What the task requires
Across the entries below, how many lines contain the word "that"? Give the number alone.

Exercise materials
-- Begin --

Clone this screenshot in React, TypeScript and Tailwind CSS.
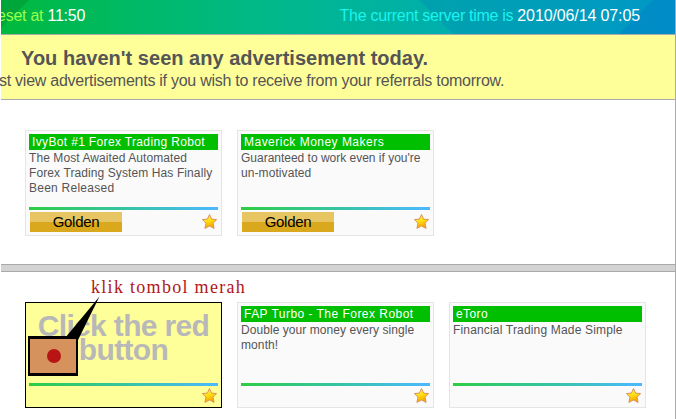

-- End --
-- Begin --

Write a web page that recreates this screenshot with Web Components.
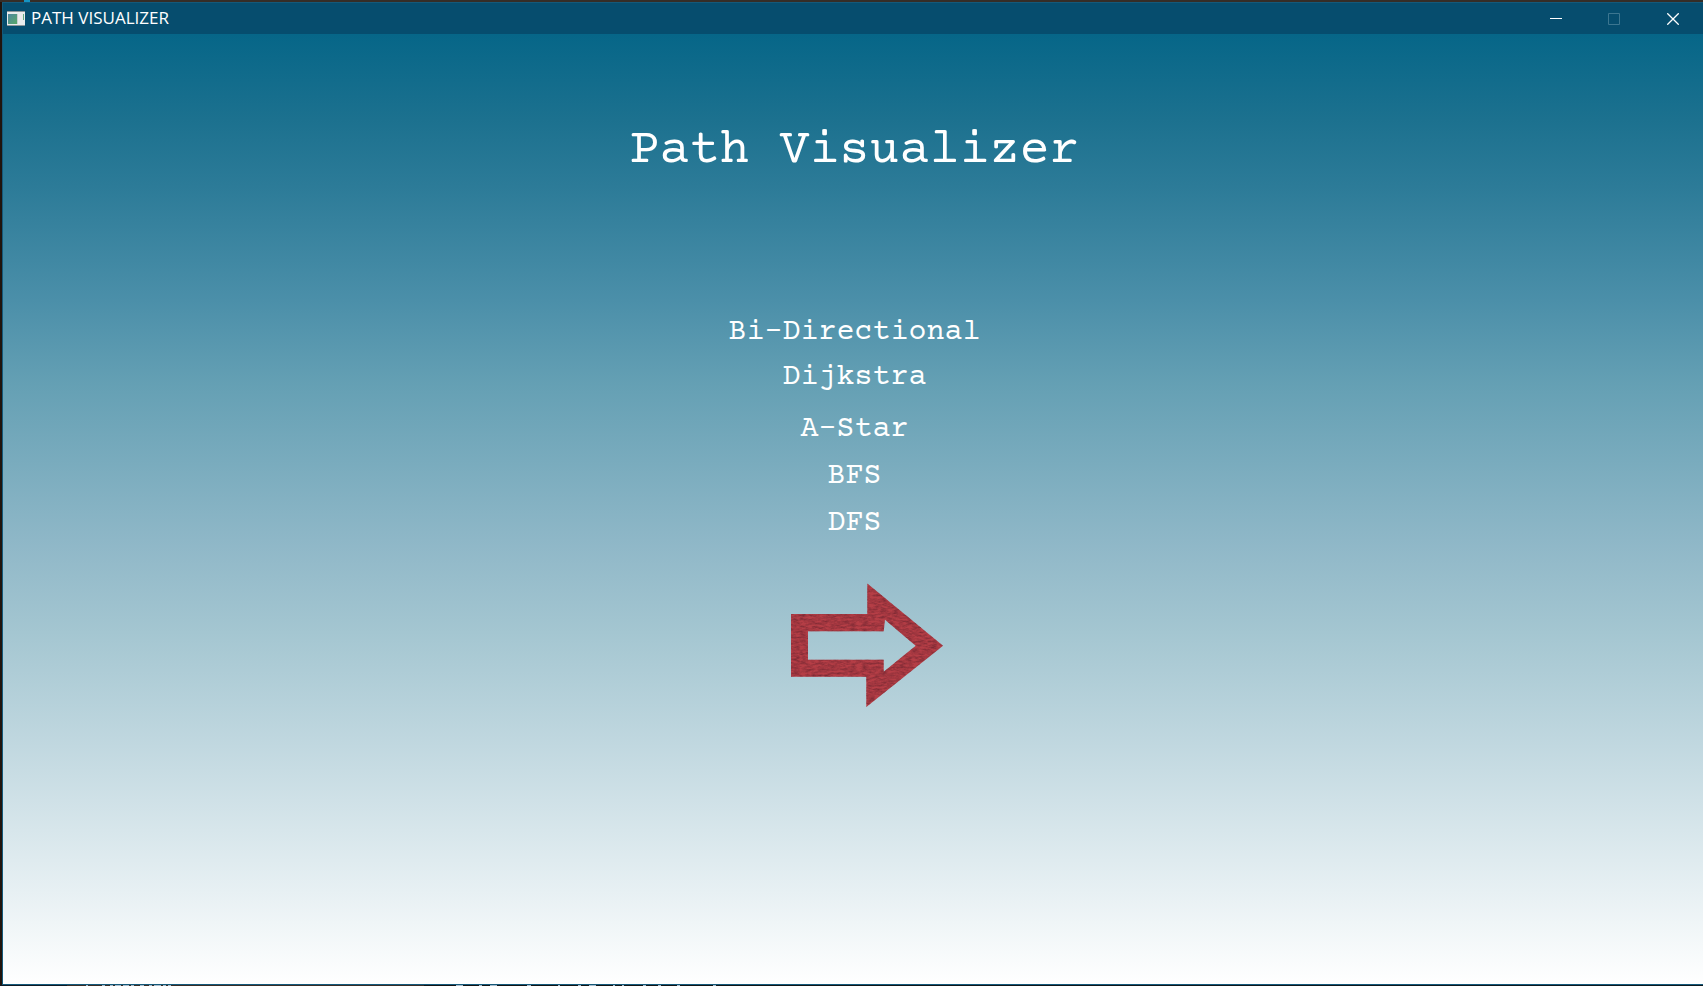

-- End --
-- Begin --

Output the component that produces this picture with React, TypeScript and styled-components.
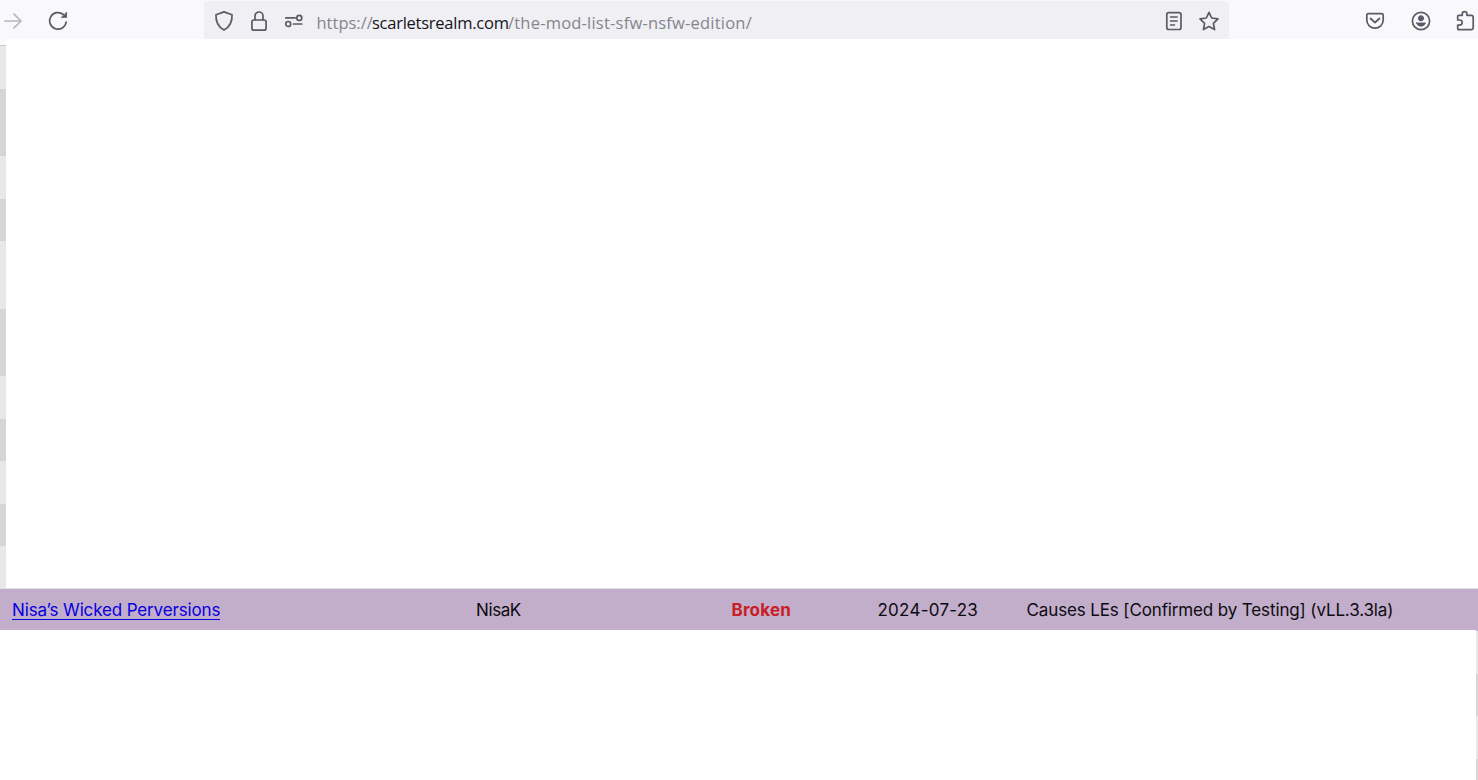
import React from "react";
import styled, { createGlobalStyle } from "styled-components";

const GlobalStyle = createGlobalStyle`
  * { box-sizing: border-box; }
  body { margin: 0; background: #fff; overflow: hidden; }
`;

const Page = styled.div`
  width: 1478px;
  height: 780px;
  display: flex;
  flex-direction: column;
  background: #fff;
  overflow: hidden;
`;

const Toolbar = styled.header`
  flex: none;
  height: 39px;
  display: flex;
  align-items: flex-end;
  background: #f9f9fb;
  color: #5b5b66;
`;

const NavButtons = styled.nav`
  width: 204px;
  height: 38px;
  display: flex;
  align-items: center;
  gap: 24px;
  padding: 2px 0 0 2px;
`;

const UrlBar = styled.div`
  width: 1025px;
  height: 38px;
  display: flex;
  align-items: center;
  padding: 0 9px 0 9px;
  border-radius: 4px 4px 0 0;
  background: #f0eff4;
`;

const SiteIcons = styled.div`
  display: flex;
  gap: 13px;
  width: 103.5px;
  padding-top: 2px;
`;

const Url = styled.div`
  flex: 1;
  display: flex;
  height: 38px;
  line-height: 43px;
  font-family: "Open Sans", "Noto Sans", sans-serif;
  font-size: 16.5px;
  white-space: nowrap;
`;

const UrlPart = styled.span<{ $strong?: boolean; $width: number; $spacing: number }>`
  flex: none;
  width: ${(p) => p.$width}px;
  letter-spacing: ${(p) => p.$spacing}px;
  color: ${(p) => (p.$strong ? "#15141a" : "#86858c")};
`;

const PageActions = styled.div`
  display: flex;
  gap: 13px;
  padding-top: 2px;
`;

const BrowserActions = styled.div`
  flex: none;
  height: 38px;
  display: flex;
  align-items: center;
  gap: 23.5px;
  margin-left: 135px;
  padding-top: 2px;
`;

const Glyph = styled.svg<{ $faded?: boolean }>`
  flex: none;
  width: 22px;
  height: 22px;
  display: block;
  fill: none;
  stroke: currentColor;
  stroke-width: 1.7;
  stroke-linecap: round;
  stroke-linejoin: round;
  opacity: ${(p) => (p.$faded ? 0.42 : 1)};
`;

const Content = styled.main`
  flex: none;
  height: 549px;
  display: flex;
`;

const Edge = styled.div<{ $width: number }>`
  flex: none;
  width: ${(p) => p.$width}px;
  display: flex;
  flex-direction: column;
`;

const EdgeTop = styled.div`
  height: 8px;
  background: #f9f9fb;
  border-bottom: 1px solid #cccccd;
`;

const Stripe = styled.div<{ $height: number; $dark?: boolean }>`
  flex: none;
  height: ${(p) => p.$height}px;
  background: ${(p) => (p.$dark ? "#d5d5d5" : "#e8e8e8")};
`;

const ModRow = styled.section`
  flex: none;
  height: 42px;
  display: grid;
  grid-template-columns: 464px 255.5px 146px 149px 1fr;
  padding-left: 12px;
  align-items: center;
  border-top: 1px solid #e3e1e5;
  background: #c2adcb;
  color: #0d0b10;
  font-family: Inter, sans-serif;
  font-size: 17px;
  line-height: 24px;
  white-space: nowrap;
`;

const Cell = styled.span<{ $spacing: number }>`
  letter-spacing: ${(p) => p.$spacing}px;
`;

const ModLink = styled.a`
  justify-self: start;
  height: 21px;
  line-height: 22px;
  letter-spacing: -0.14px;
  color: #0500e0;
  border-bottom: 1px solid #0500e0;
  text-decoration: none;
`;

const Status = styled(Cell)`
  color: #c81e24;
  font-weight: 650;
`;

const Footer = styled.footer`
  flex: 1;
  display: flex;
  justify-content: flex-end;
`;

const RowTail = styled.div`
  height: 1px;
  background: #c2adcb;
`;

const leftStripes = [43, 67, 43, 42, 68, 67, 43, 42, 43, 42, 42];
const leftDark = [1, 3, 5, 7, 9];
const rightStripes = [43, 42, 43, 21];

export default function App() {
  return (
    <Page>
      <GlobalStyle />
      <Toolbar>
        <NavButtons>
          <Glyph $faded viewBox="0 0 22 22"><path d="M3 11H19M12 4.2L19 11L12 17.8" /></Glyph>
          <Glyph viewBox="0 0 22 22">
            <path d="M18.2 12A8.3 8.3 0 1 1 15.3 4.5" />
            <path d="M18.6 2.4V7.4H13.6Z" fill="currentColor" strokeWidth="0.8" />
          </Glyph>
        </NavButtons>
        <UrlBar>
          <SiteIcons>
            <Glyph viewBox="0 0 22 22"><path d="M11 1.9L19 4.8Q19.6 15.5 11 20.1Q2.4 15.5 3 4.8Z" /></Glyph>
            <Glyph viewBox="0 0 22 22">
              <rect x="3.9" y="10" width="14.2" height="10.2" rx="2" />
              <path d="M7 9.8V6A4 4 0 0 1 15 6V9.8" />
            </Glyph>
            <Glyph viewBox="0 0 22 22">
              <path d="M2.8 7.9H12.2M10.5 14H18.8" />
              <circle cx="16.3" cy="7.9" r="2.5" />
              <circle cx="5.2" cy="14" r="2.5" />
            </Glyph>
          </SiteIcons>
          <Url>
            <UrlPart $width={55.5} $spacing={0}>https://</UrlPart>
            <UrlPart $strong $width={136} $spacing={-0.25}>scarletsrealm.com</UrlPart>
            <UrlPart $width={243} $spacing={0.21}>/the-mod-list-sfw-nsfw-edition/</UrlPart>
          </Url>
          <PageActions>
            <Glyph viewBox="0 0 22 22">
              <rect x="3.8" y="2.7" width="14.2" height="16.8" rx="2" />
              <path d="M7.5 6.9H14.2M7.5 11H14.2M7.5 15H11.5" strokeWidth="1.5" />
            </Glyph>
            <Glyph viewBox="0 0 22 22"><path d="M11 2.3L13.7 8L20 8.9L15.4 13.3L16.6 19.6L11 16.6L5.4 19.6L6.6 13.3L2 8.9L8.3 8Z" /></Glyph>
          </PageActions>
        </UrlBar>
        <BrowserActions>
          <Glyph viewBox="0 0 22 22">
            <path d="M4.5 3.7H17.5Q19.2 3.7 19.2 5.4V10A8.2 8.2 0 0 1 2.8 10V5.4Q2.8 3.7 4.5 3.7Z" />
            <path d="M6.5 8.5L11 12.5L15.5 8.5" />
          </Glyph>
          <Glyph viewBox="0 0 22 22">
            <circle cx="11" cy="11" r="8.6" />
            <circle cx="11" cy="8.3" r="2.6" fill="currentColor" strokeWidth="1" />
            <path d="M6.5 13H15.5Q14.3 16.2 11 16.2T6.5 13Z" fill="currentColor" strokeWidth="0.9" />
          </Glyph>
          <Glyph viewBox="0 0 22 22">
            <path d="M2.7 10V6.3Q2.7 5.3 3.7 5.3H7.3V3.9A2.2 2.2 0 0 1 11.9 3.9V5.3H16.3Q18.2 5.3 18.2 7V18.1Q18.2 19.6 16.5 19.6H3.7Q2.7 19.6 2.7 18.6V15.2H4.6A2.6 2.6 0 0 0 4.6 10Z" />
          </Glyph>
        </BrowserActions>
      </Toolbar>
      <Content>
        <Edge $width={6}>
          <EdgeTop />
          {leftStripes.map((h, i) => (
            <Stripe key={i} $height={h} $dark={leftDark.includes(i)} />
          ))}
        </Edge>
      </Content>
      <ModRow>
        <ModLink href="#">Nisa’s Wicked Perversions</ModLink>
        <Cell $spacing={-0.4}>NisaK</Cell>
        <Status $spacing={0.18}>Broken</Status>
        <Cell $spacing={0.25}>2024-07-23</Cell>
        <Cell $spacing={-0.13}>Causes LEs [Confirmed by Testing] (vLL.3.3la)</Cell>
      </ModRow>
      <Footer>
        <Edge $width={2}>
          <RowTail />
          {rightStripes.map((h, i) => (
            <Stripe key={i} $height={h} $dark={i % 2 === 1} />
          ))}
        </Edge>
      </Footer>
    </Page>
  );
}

-- End --

Exercise answer
2